レッカー悲話

 その男の人は滝のような汗をかきながら助けを求めに来た。

 正確には男の人達だが、もう一人はウチの店まであと少しの所でバイクを押さえていた。2人はレッカー屋さんだ。

 

 

 私と同年輩のあるお客さんは、1年にほんの数回しか乗らないのに車検を切らさず大切にバイクを所有している。まぁ、そんな人も結構いるかもしれない。

 そのお客さんが一昨日、久しぶりに乗ろうと自分でタイヤの空気圧を入れようとして、チューブレスバルブを折損してしまった。前後タイヤとも。たぶん劣化していたのだろう。悪いことにバッテリーも充電復活せずエンジンも掛からない。

 

 しかし今は便利な世の中だ。任意保険に入っていればレッカーサービスが無料で受けられる。

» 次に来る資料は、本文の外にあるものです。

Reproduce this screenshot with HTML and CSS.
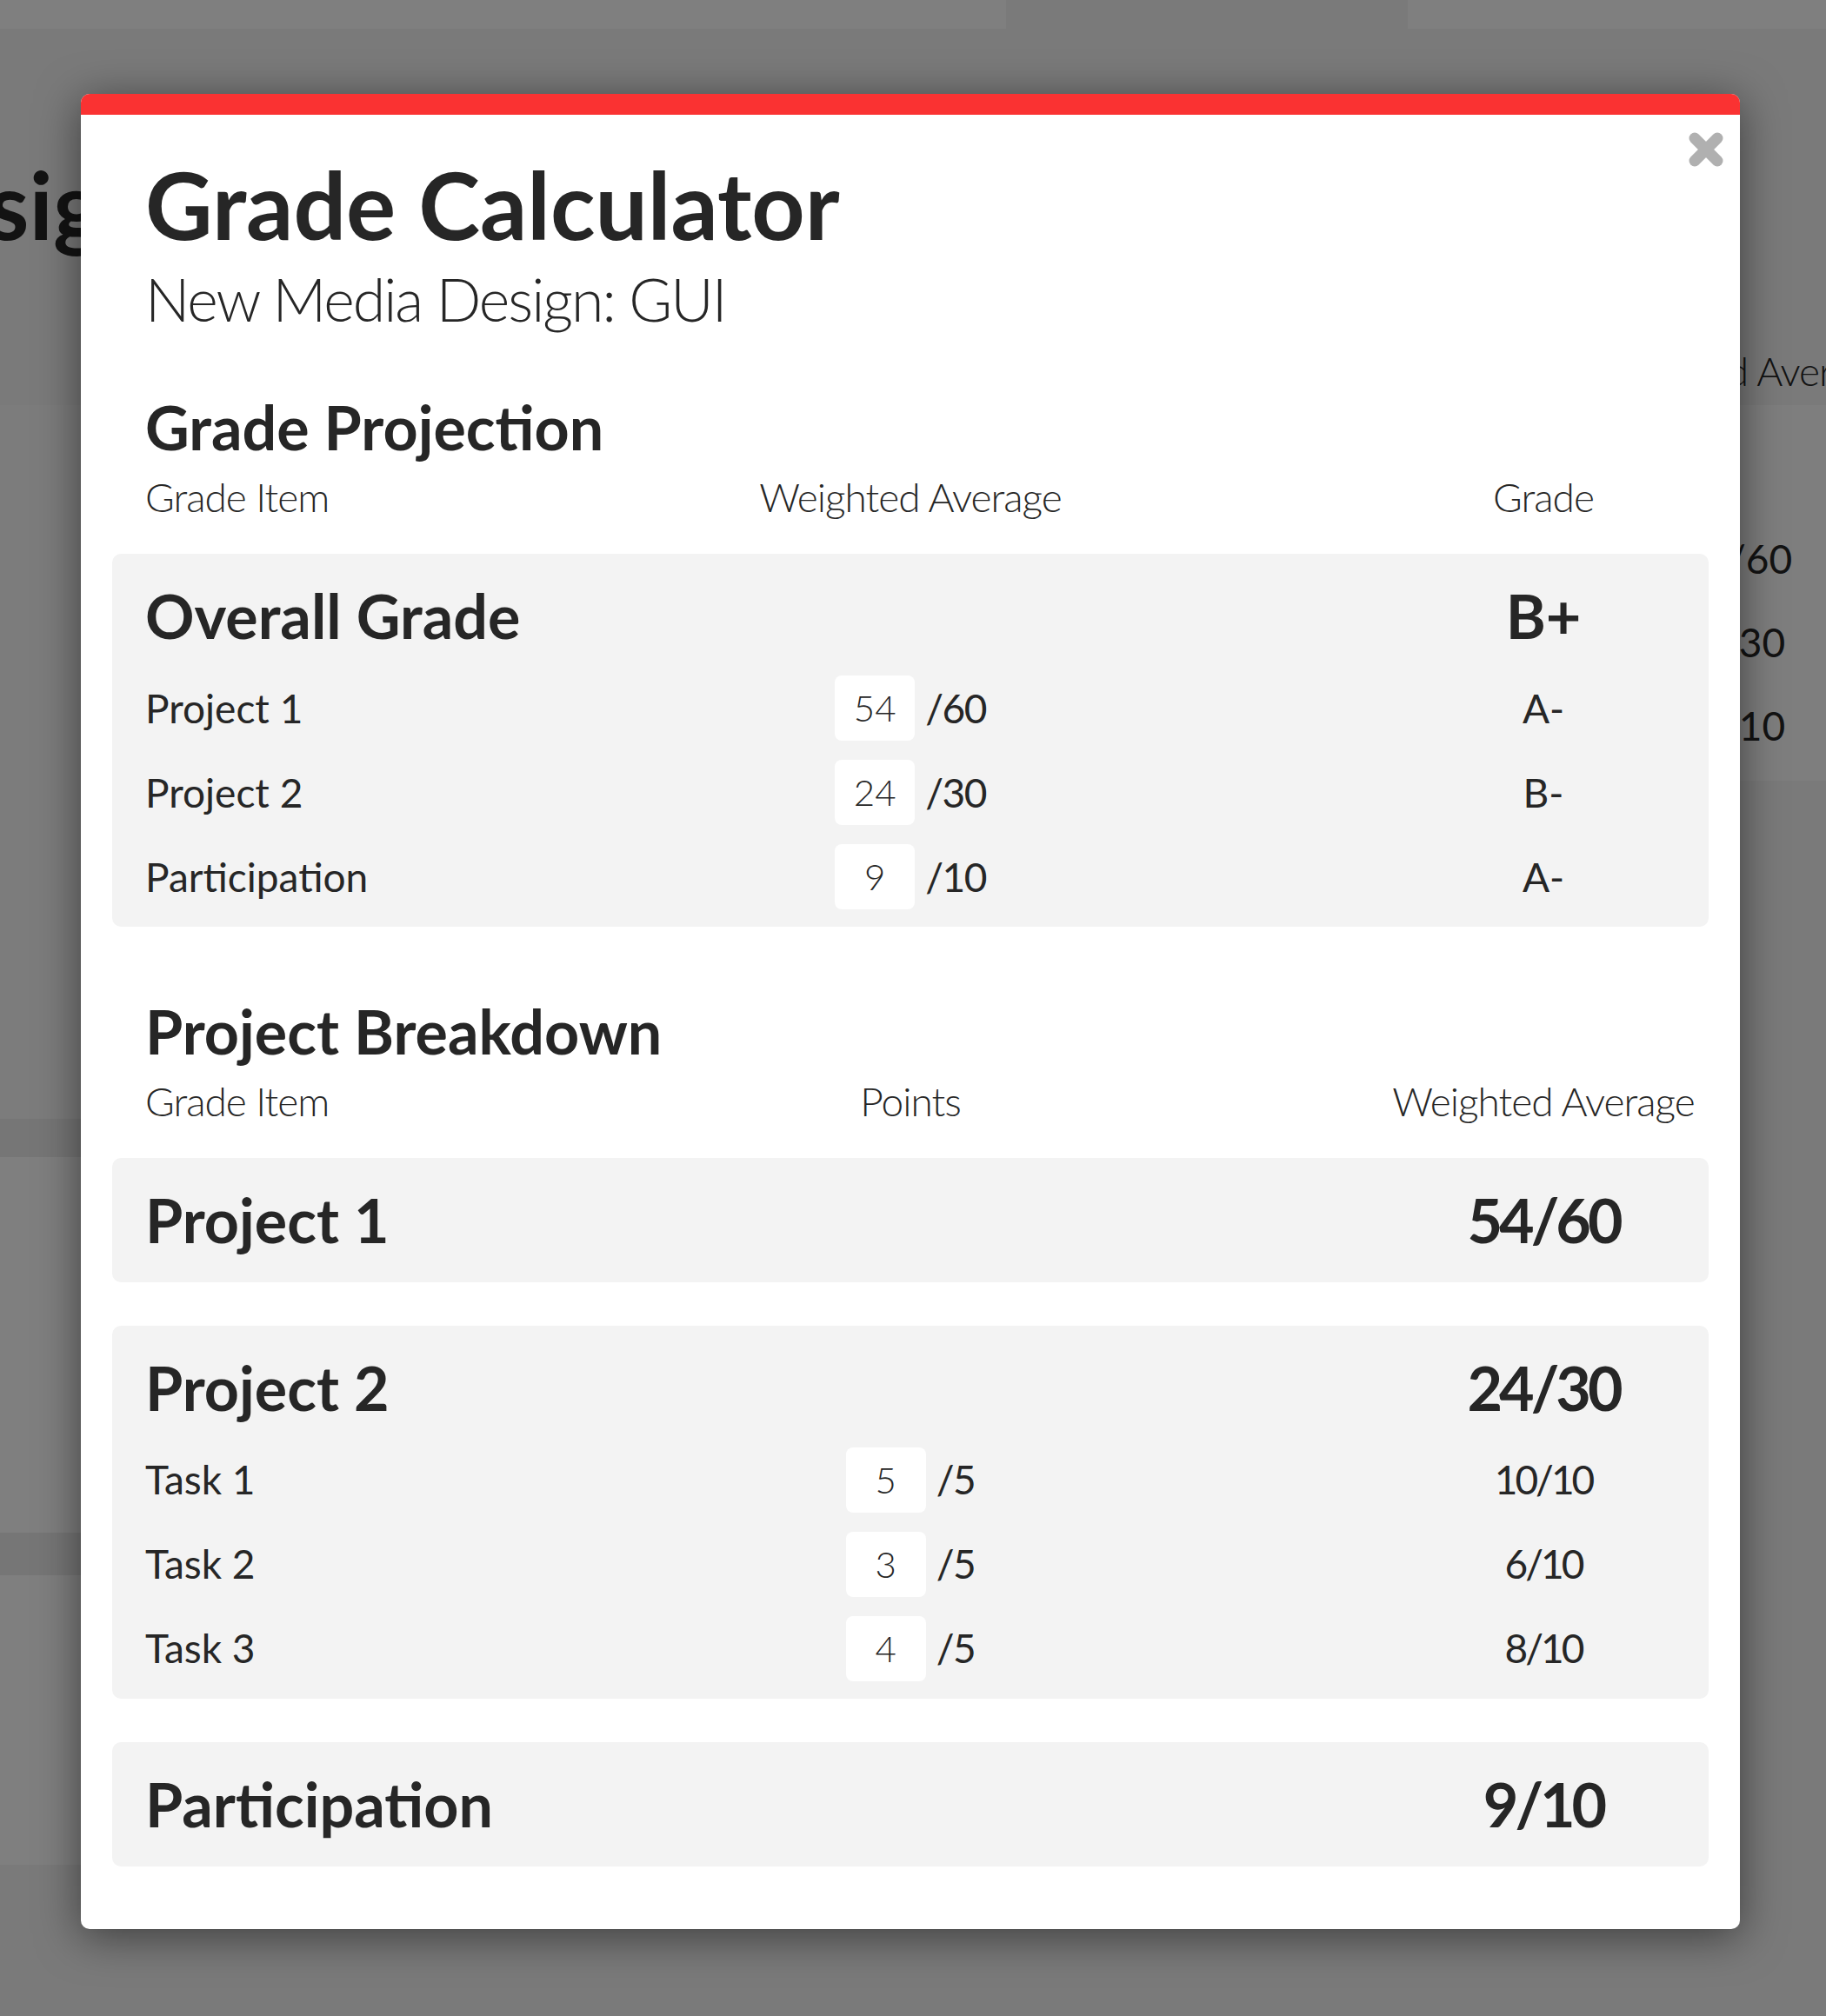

そして冒頭の話に繋がる。

 レッカー車でウチの店まで入って来るのは困難とみて、少し離れた場所から2人で押してきたのだった。

 ペチャンコに潰れて抵抗のかたまりと化したタイヤに、エンジン不動の重みがさらに負荷をかける。3人掛かりでなんとか店まで搬入、空気圧0で車高が低くなっているバイクをジャッキを用いて自立させたところで、レッカー屋さん達は引き上げていった。

 

 さあどうしよう。私は誰かが来店するのを期待したが、こういう時に誰も来ないことを知っている(笑)。諦めて1人でレーサースタンドをたて作業を開始した。

 炎天下で大汗かきつつなんとか終了。こうして私はまた大きいバイクから心が離れていくのである。

 

 レッカー屋さんといえば、先日こんなこともあった。

 パンクして走れなくなったお客さんのバイクを、ご親切にその場で修理してくれたとのこと。 

 ところが翌日またパンクして、結局ウチまで押して来て修理となった。

 

 そりゃそうだよね。チューブタイプなのにチューブレスの修理じゃ治りませんよ、レッカー屋さん。